We’ve had various series that treat machine intelligences and people with seemingly miraculously enhanced abilities, even if the explanation is pseudo-technological (such as Heroes and The 4400). This is the first major series since Dark Angel, however, to genuinely offer what may rightly be called a cyborg (and one cannot help wondering if the choice of dark-haired actress Michelle Ryan for the new Jamie Sommers was influenced by Jessica Alba’s role in that series).
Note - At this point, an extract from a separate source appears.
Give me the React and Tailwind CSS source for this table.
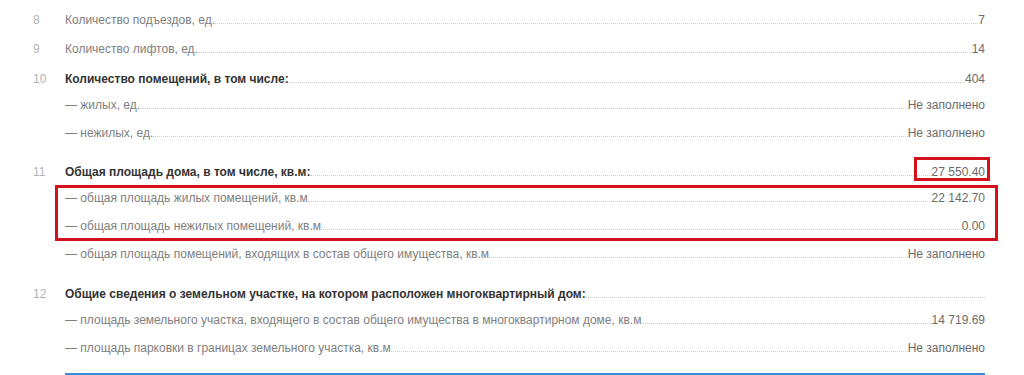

As with David Eick’s other recent recreation of a classic science fiction series from the 70s, Battlestar Galactica, Bionic Woman is not an attempt to retell the story of the original series The Bionic Woman. For those of us waiting for the new season of BSG to begin, it was refreshing to see not one but two familiar faces from that series (Starbuck and the Chief), the former promising to return regularly on the series. The new recreated Bionic Woman is darker, edgier (again like Battlestar Galactica), reminiscent in some ways of La Femme Nikita. In any current series involving government secrets, we expect the lines between the ‘good guys’ and the ‘bad guys’ to be at least somewhat blurry. This is not a bad thing – in studying the Ramayana recently for a class on South Asian Civilizations, I had the chance to reflect on how that great classic of the Indian tradition avoids such moralistic oversimplifications. Star Wars too does a great job of bringing the same theme to our attention.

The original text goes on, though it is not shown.